In China, coal is considered as an essential support for energy generation, so large-scale coal mining is required to fulfil the energy needs. This ultimately results in series of ecological and environmental disasters in mining areas. For the mitigation of problems caused by high intensity coal mining backfilling of goafs is considered as most suitable method to provide a way to protect the environment in mining areas. Evaluation of materials that could be most effective in backfilling the goafs is the focus of recent studies, determining the physico-mechanical properties of the material can give a precise solution. Rock physics provide a way to link surface measured elastic properties (seismic velocities) of the material with the intrinsic rock properties like porosity, permeability, and mineralogy.

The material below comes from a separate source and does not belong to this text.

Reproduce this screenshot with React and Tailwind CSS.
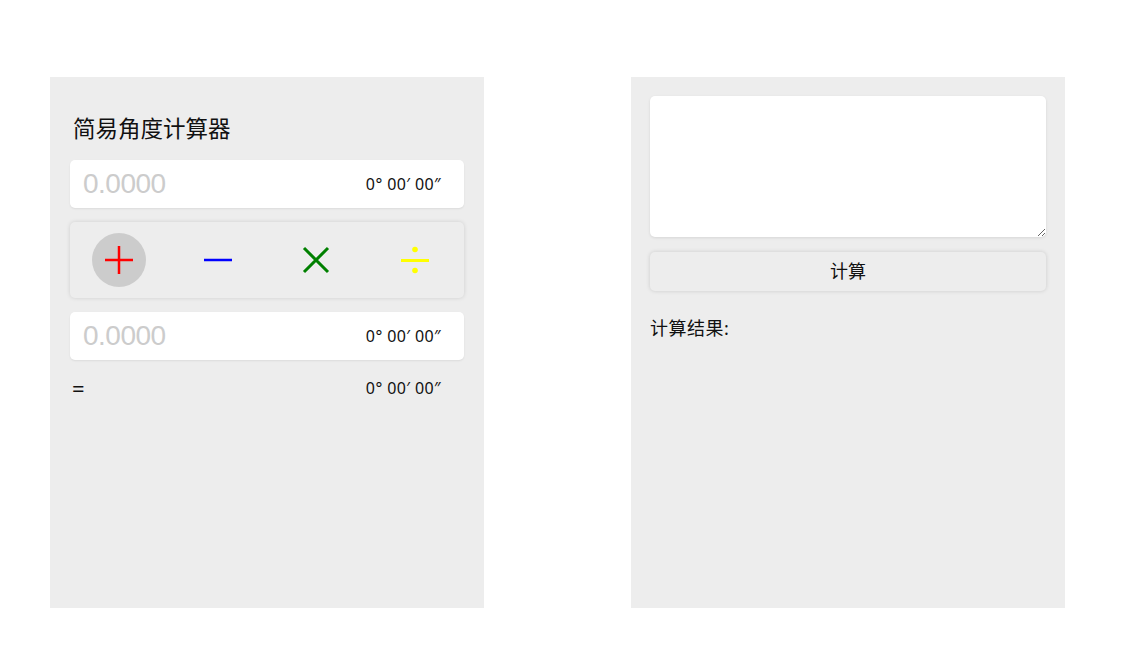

However, seismic velocities in subsurface media may vary with time due to varying subsurface stress conditions. Computing this variation in seismic velocities and their quantitative analysis will helps us to monitor the physico-mechanical properties of the material and ultimately the true subsurface conditions. Numerical simulation provides a promising way to examine the link between physical properties of medium (rock and fluid composition) and variation in medium seismic velocities. In current study a rock physics model will be applied to quantify the effects of variation in medium properties on compressional and shear wave velocities, and their ratio (Vp/Vs) using numerical simulations. The numerical modeling will be validated by taking the experimental observations for physical properties of the backfill material. Which can be further extended for multiple material having different chemical compositions.



 Ultimately this study will enable us to predict the effectiveness and suitability of the material for backfilling, through analyzing the stress conditions along with the chemical composition of the material.